As prelude to the list of “norms” set out in “Ad Pascendum,” Pope Paul VI recited his extensive consultation with “experts,” as well as with the episcopal conferences.  It is inconceivable that he would have ignored the scholarship of Fr. Stickler who, raised by Pope John Paul II to the archiepiscopate in 1983 and to the Cardinalate in 1985, had already at the time of the Council a stellar reputation as a Church historian, and who as we have seen had published a paper directly on the continence of the diaconate in 1964 and another in 1970, well prior to “Sacrum Diaconatus Ordinem” and “Ad Pascendum.”  Cochini has written:

Fr. Stickler was an expert at the Second Vatican Council, which decided, as we recall, the restoration of the permanent diaconate in the Church.  His study, “The Continence of the Deacon, Especially during the First Millennium of the Church,” published in 1964, was written as part of studies aiming to bring to the Council Fathers elements of reflection borrowed from history.  The author points out that one must understand celibacy in the early Church not only as meaning a prohibition of marriage, but also in the sense of perfect continence for those who were already married.  The Western Church Tradition is studied in the light of the teachings of the councils, of the Fathers, and of the Roman pontiffs who always preserved (or restored) its essential features.  The author opines it is on the basis of motivations inherent in the very nature of the Order and of the sacred ministry that this uninterrupted tradition demands a perfect continence on the part of those who have been married before receiving sacred Orders.

Apostolic Origins, at 43.

The doctrinal point raised by Fr. Stickler — viz., that continence is integral to the diaconal service at the altar — seems never to have been expressly contested by the Fathers in the Council.  This impression is confirmed by the conciliar reportage, supposing it to be accurate, of Vorgrimler and Philips, supra, as well as that of Henri Fesquet.[29]  Similarly, Michael Novak’s fuller account of the debate over diaconal celibacy never touches on this point.  The only debate was over marriage versus celibacy for the diaconate; the continence which the tradition has required of married deacons simply did not arise as a topic of discussion.

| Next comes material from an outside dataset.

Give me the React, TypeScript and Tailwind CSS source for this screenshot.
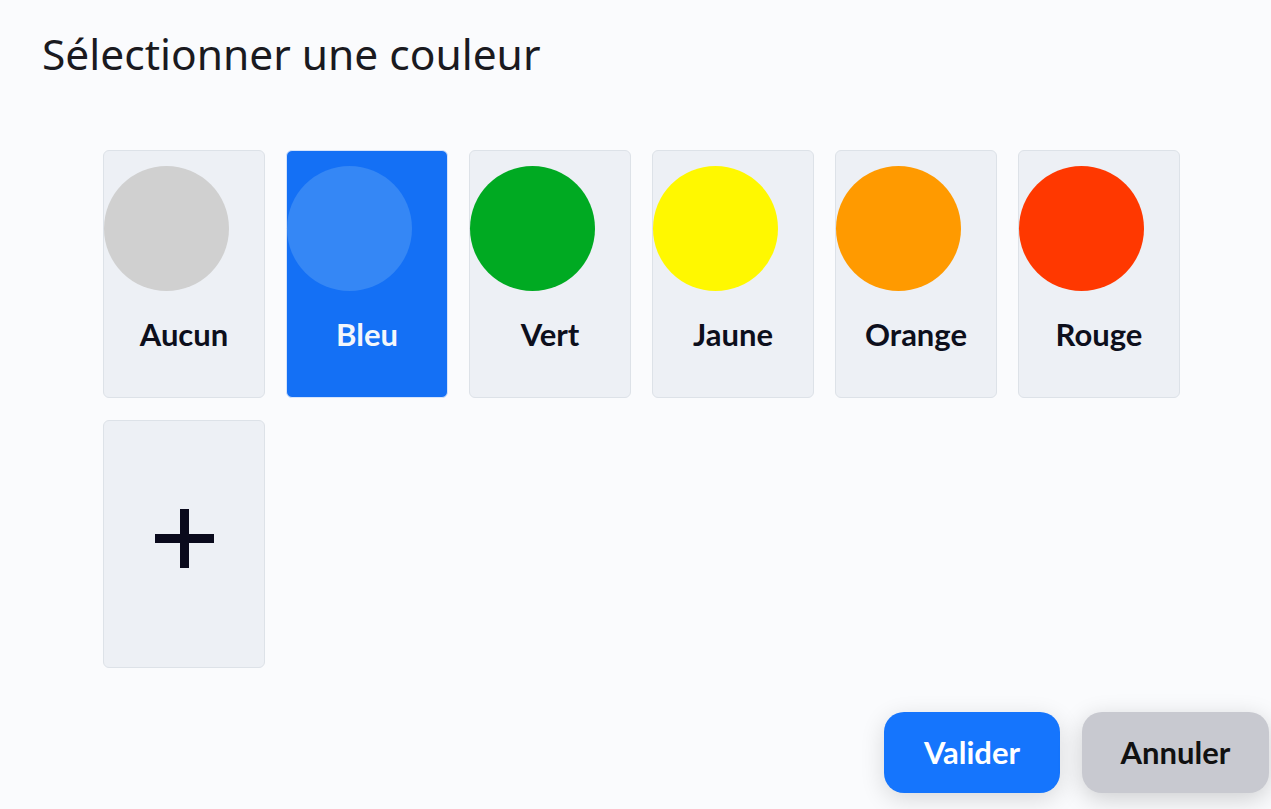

In connection with this reportage, it is noteworthy that Stickler’s name, that of a peritus at the Council who had addressed this much-discussed subject expressly in the 1964 article cited by Cochini, supra, is not found in the index of Vorgrimler’s Commentary, in which the quotations supra from Vorgrimler and Philips appeared; neither is he mentioned in Fesquet’s book, nor in Novak’s, nor in the Actus Synodalia.  It can hardly be supposed, then, that his well-known position had been controverted by the conciliar Fathers: such a controversy could not have passed unnoticed, whereas we have both Vorgrimler and Philips as witnesses to its absence from the conciliar discussion.  We must conclude that Stickler’s point of view was never opposed at the Council, and more likely, that the question of whether or not the married permanent deacon was to be continent was not raised at all.  As has been seen, it does appear that a large minority of the conciliar Fathers took for granted the noncontinence of the married diaconate: otherwise, the minority approval of waiving celibacy also for the younger candidates for the diaconate is without point.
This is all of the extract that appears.